U.N. commission of inquiry hears stories of torture, starvation in North Korea

October 09, 2013

THE ASAHI SHIMBUN

Shin Dong-hyuk said he was just obeying the rules when he told authorities about the secret plan of his mother and older brother to escape from their life of starvation and oppression.

He then watched as they were executed in public.

“Regulations required the reporting of such matters,” Shin said.

Shin, 30, was born in 1982 in a political prison in North Korea’s South Phyongan province.

His descriptions of the horrors of prison life are part of an investigation by a United Nations commission looking into human rights abuses in North Korea. Set up in May, the commission of inquiry is nearing the halfway point in its investigation.

Pyongyang continues to deny human rights abuses, including the existence of political prisons.

But in late August, commission members visiting Tokyo and Seoul heard about the brutal conditions in North Korea from former inmates and defectors.

“I believe human rights mean eating what one wants to eat and saying what one wants,” Shin said at the session in Seoul. “However, such conditions do not exist in the political prisons.”

No one ever told Shin why his family was imprisoned. Although there was a school in the prison, Shin said he was forced to work on the farm and coal mine most of the time.

The prison only provided some corn and pickled cabbage for the inmates’ meals. Some prisoners ate grass and rodents to abate their hunger, according to Shin.

He said public executions were held at the prison twice a year.

“I believe they were held to instill fear and tension in the inmates,” he said.

In 2005, Shin climbed over the barbed wire at the prison and made his way to China, where he sought asylum at a South Korean consulate. He moved to South Korea about six months later.

He said the main reason for his escape was to eat different foods before dying.

“I still have nightmares about the difficult conditions at the political prison, and I cannot overcome the trauma,” Shin said.

According to a report released in May by the Korea Institute for National Unification, North Korea operates five political prisons holding between 80,000 and 120,000 inmates. The prisons range in size from 50 to 250 square kilometers.

There are two types of prisons. Inmates in “total control zone” prisons can never leave, while those in the “revolutionized zone” prisons may leave depending on their behavior.

In the commission session held in Tokyo, Sakie Yokota, 77, spoke about her daughter, Megumi, who was abducted by North Korean spies in 1977 at age 13.

Pyongyang in 2002 admitted to abducting Japanese nationals and allowed five to return to Japan.
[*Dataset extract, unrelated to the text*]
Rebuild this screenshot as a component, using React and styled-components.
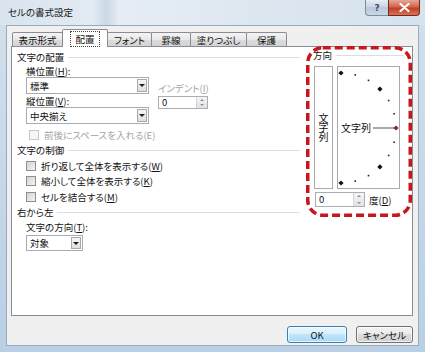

North Korea said Megumi committed suicide and provided a photo of a person believed to be her.

“I will never forget how I cried and said ‘I am so sorry for not being able to find you’ after seeing the image of Megumi whom I had searched for while crying,” Sakie Yokota said.

Japanese officials believe Megumi is still alive, and that North Korea continues to hold Japanese in the country.

Others who once lived in North Korea spoke about the terrible conditions there.

Decades ago, Hiroko Saito, now 72, moved to North Korea with her Korean husband and family as part of a program to return Korean nationals to North Korea. She later defected and returned to Japan.

“I had heard it was supposed to be a paradise on Earth, but it was hell,” Saito said.

She talked about stealing rice to overcome hunger and illegally selling copper wiring.

In response to the testimony, a representative from North Korea read a statement at a Sept. 17 session of the U.N. Human Rights Council.

The statement described the commission’s report as “faked material” and a political ploy by Japan and the European Union. It also said North Korean leader Kim Jong Un places priority on the interests of the people and is protecting and promoting human rights.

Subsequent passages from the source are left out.